Worthy of mention is the literacy lawsuit out of the Sixth Circuit. In the case of Gary B. v Whitmer (2020), the court held that as a matter of first impression, the 14th Amendment Due Process Clause provided the student plaintiffs with a fundamental right to a basic education, meaning one that provided access to literacy. The students had filed suit alleging that they had been denied access to literacy on account of their races in violation of the 14th Amendment Due Process and Equal Protection Clauses. One month after the decision was handed down, a rehearing en banc was granted in May 2020. In June 2020, prior to rehearing, the state of Michigan reached a settlement with the students which included $95.4 million in future funding earmarked for literacy, a $280,000 damage payment to be split among the seven student plaintiffs, and the creation of two task forces in Detroit to pursue quality education for students in Detroit.

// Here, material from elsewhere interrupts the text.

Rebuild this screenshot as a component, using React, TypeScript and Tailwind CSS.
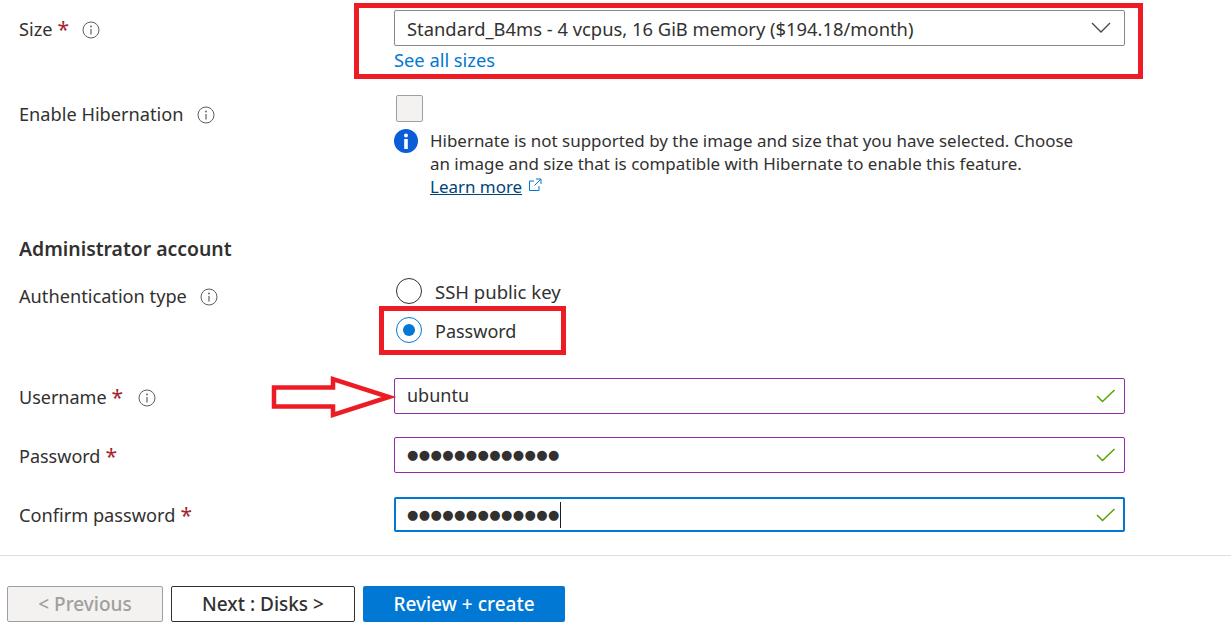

While the lawsuit starts a new precedence regarding the duty of public schools toward students, implementing the terms of the settlement faces hurdles. Governor Whitmer has vowed to introduce legislation providing the $94.5 million in funding for literacy, but such legislation must make its way through a Republican-controlled legislature. What is important for jurists is that precedent on the duty to provide access to literacy has been established.